OK, HAPPY TUESDAY to all of you sleepy head drivelers this bright and early morning.    

Time to find some coffee and get the sleep monsters out of my eyes as I've got lots of things to do today.  Getting about 3 hours of sleep doesn't help my attitude for sure.

Hope all of you will stay out of trouble today, behave yourself and not get banned right here before Turkey Day.


----------



## gobbleinwoods (Nov 20, 2012)

dang EE you woke the chickens this morning.  If you need a refill here is the source.


----------



## Nicodemus (Nov 20, 2012)

I`d like to wish each of you a happy Thanksgiving. My regards to all of you.


----------



## blood on the ground (Nov 20, 2012)

Turkeys are gobbling like crazy! Sap suckers...lol

Side note, a mouse in the camper makes for a long night


----------



## Miguel Cervantes (Nov 20, 2012)

Nicodemus said:


> I`d like to wish each of you a happy Thanksgiving. My regards to all of you.



Same to you Nic.


----------



## Crickett (Nov 20, 2012)

Nicodemus said:


> I`d like to wish each of you a happy Thanksgiving. My regards to all of you.



Happy Thanksgiving Nic! 


I finally got an update from my sister & she said my niece is doing great & will be home sometime today! Thanks for all the prayers y'all!


----------



## Hooked On Quack (Nov 20, 2012)

Nicodemus said:


> I`d like to wish each of you a happy Thanksgiving. My regards to all of you.




Backatcha brother, reckon one day we'll bust the top off that likker, chunk it in the fire and solve the world's problems !!! 


Guessing you're going on another hiatus ??? 




Miguel Cervantes said:


> Same to you Nic.




You too Hugh, hope ya'll have safe travels and a great Thanksgiving !!!





Crickett said:


> Happy Thanksgiving Nic!
> 
> 
> I finally got an update from my sister & she said my niece is doing great & will be home sometime today!

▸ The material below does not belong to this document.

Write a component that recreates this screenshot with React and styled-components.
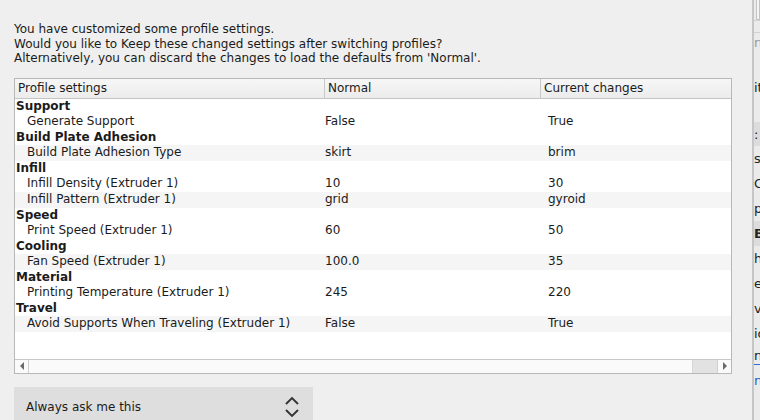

Thanks for all the prayers y'all!





Guess I missed that post ???

Glad she's doing better Ms Crickett !!!!



Gotta crash friends !


----------



## Keebs (Nov 20, 2012)

slip said:


> But it makes me happy so ill share...
> 
> For the last four years i've been on atleast 4 pills a day to keep my heart under control, and even with that for a while it was barely enough ... well lately i've felt better, so i dropped my self down to once a day and i feel great. No more often without the meds does it feel jumpy then it does with the meds.
> 
> I have a feeling once i tell my doc what i did she'll kill me for not letting her know ... but i dont think i need her anymore. Its been a long time coming, but if im done with it ... maybe ill be able to move foward with joining the military...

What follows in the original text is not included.